Previous to this time, several states had taken the bit in their teeth by enacting laws which in effect did not wait for a constitutional amendment on the subject. Probably the most successful of these was adopted in Oregon. It virtually directed the members of the legislature to elect the person who received the majority vote at the regular election, when the placing of the name of a candidate for United States senator upon the tickets was authorized.

The control of legislatures by great corporations was assigned by Senator Bristow as one of the main reasons for the demanded change. “With the development during recent times of the great corporate interests of the country,” said he, “and the increased importance of legislation relating to their affairs, they have tenaciously sought to control the election of senators friendly to their interests. The power of these great financial and industrial institutions can be very effectively used in the election of senators by legislators, and they have many times during recent years used that power in a most reprehensible and scandalous manner. They have spent enormous amounts of money in corrupting legislatures to elect to the Senate men of their own choosing.”

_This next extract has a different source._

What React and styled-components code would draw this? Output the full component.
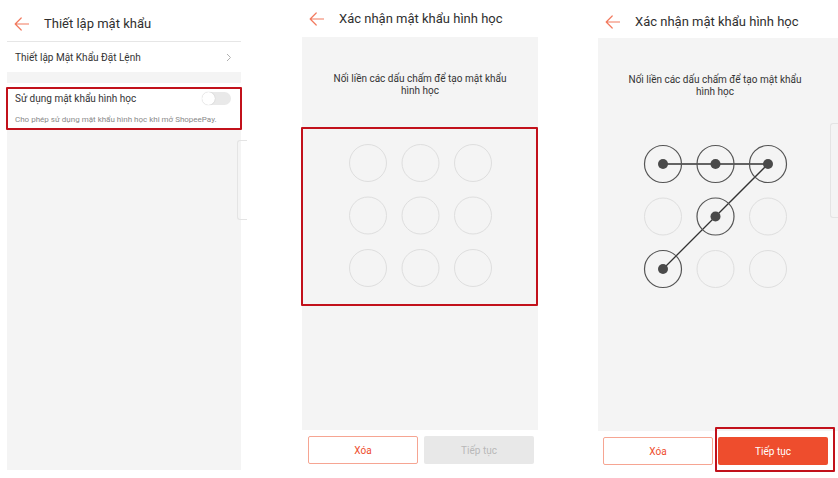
import styled, { createGlobalStyle } from "styled-components"

const GlobalStyle = createGlobalStyle`
    * { box-sizing: border-box; }
    html, body {
        margin: 0;
        padding: 0;
        background: #ffffff;
        font-family: Roboto, "Noto Sans", "Liberation Sans", sans-serif;
        color: #333333;
    }
`

const ORANGE = '#ee4d2d'
const HIGHLIGHT = '#c2111b'

// grid positions for the pattern lock (in svg coords)
const POS = [28, 80.5, 133]

export default function App() {
    return (
        <>
            <GlobalStyle />
            <Page>
                <SettingsScreen />
                <PatternScreen pad={6} connected={[]} />
                <PatternScreen pad={5} connected={[0, 1, 2, 4, 6]} filled />
            </Page>
        </>
    )
}

function BackArrow() {
    return (
        <svg width="15" height="14" viewBox="0 0 15 14">
            <path d="M14.5 7H1.2M7.2 1L1.2 7l6 6" fill="none" stroke="#f27a5e" strokeWidth="1.2" strokeLinecap="round" strokeLinejoin="round" />
        </svg>
    )
}

function SettingsScreen() {
    return (
        <Screen width={234} left={7}>
            <Header top={14} height={42} bordered>
                <BackArrow />
                <HeaderTitle>Thiết lập mật khẩu</HeaderTitle>
            </Header>
            <LinkRow>
                <span>Thiết lập Mật Khẩu Đặt Lệnh</span>
                <svg width="6" height="9" viewBox="0 0 6 9">
                    <path d="M1 1l3.5 3.5L1 8" fill="none" stroke="#b0b0b0" strokeWidth="1" />
                </svg>
            </LinkRow>
            <GrayBody>
                <ToggleSection>
                    <ToggleRow>
                        <span>Sử dụng mật khẩu hình học</span>
                        <Toggle />
                    </ToggleRow>
                    <Hint>Cho phép sử dụng mật khẩu hình học khi mở ShopeePay.</Hint>
                </ToggleSection>
            </GrayBody>
            <SideTab style={{ left: 230, top: 140, height: 80 }} />
            <Highlight style={{ left: -1, top: 87, width: 236, height: 43 }} />
        </Screen>
    )
}

function PatternScreen({ pad, connected, filled }) {
    const pts = connected.map(i => [POS[i % 3], POS[Math.floor(i / 3)]])
    return (
        <Screen width={filled ? 240 : 236} left={filled ? 60 : 61}>
            <Header top={filled ? 12 : 9} height={filled ? 38 : 37}>
                <BackArrow />
                <HeaderTitle>Xác nhận mật khẩu hình học</HeaderTitle>
            </Header>
            <PatternArea pr={filled ? 6 : 0}>
                <Instruction>Nối liền các dấu chấm để tạo mật khẩu<br />hình học</Instruction>
                <svg width="161" height="161" viewBox="0 0 161 161">
                    {pts.slice(1).map((p, i) => (
                        <line key={i} x1={pts[i][0]} y1={pts[i][1]} x2={p[0]} y2={p[1]} stroke="#333" strokeWidth="1.3" />
                    ))}
                    {[0, 1, 2, 3, 4, 5, 6, 7, 8].map(i => {
                        const on = connected.includes(i)
                        const cx = POS[i % 3]
                        const cy = POS[Math.floor(i / 3)]
                        return (
                            <g key={i}>
                                <circle cx={cx} cy={cy} r="18.5" fill="none" stroke={on ? '#555' : '#dedede'} strokeWidth={on ? 1.2 : 1} />
                                {on && <circle cx={cx} cy={cy} r="5" fill="#4a4a4a" />}
                            </g>
                        )
                    })}
                </svg>
            </PatternArea>
            <ButtonBar pad={pad}>
                <OutlineButton>Xóa</OutlineButton>
                <MainButton active={filled}>Tiếp tục</MainButton>
            </ButtonBar>
            {filled
                ? <>
                    <SideTab style={{ left: 232, top: 123, height: 95 }} />
                    <Highlight style={{ left: 117, top: 427, width: 120, height: 45 }} />
                </>
                : <Highlight style={{ left: -1, top: 127, width: 237, height: 179 }} />}
        </Screen>
    )
}

const Page = styled.div`
    display: flex;
    align-items: flex-start;
    width: 838px;
    height: 478px;
    overflow: hidden;
`

const Screen = styled.section`
    position: relative;
    flex: none;
    width: ${props => props.width}px;
    margin-left: ${props => props.left}px;
    display: flex;
    flex-direction: column;
`

const Header = styled.header`
    height: ${props => props.height}px;
    padding: ${props => props.top}px 0 0 7px;
    display: flex;
    align-items: flex-start;
    gap: 15px;
    border-bottom: ${props => props.bordered ? '1px solid #e6e6e6' : 'none'};

    & svg {
        margin-top: 3px;
    }
`

const HeaderTitle = styled.h1`
    margin: 0;
    font-size: 13px;
    line-height: 20px;
    font-weight: 400;
    color: #2f2f2f;
`

const LinkRow = styled.div`
    height: 30px;
    padding: 0 9px 0 8px;
    display: flex;
    align-items: center;
    justify-content: space-between;
    font-size: 10px;
    color: #333;
`

const GrayBody = styled.div`
    height: 398px;
    background: #f4f4f4;
    padding-top: 11px;
`

const ToggleSection = styled.div`
    background: #ffffff;
    height: 47px;
    padding: 7px 10px 0 8px;
`

const ToggleRow = styled.div`
    display: flex;
    align-items: center;
    justify-content: space-between;
    height: 16px;
    font-size: 10px;
    color: #333;
`

const Toggle = styled.span`
    position: relative;
    width: 29px;
    height: 13px;
    border-radius: 7px;
    background: #e9e9e9;

    &::after {
        content: "";
        position: absolute;
        left: 0;
        top: 0;
        width: 13px;
        height: 13px;
        border-radius: 50%;
        background: #ffffff;
        box-shadow: 0 0 1px rgba(0,0,0,0.25);
    }
`

const Hint = styled.p`
    margin: 9px 0 0;
    font-size: 8px;
    color: #8a8a8a;
`

const PatternArea = styled.div`
    height: 393px;
    background: #f4f4f4;
    padding: 36px ${props => props.pr}px 0 0;
    display: flex;
    flex-direction: column;
    align-items: center;

    & svg {
        margin-top: 38px;
    }
`

const Instruction = styled.p`
    margin: 0;
    font-size: 10px;
    line-height: 12px;
    text-align: center;
    color: #333;
`

const ButtonBar = styled.div`
    display: flex;
    gap: ${props => props.pad}px;
    padding: 6px 0 0 ${props => props.pad}px;
`

const OutlineButton = styled.button`
    width: 110px;
    height: 28px;
    border: 1px solid #f6a592;
    border-radius: 2px;
    background: #ffffff;
    color: ${ORANGE};
    font-family: inherit;
    font-size: 10px;
    padding: 0;
`

const MainButton = styled.button`
    width: 110px;
    height: 28px;
    border: none;
    border-radius: 2px;
    background: ${props => props.active ? ORANGE : '#e8e8e8'};
    color: ${props => props.active ? '#ffffff' : '#b8b8b8'};
    font-family: inherit;
    font-size: 10px;
    padding: 0;
`

const Highlight = styled.div`
    position: absolute;
    border: 2px solid ${HIGHLIGHT};
    border-radius: 1px;
    pointer-events: none;
`

const SideTab = styled.div`
    position: absolute;
    width: 10px;
    border: 1px solid #e4e4e4;
    border-right: none;
    border-radius: 3px 0 0 3px;
`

One of the first speeches made in the Senate during the twenty-year crusade for the change in favor of the direct election was by Senator Turple, of Indiana. In that speech he declared that the election of senators by legislatures was the one blemish on the democracy which was embodied in the American government.

No legislation by Congress will be necessary to put the change into effect. It will be incumbent upon the various states to see to it that proper provision is made by the names of senators going on the regular ballots. Should any state fail to do so, it has been suggested that Congress might exercise its power of supervising that state’s voting regulations so as to require the name to be placed on the ballots.

The first senators to be elected by the new method will be those who take their seats for the term beginning March 4, 1915. They will be elected at the November elections of 1914.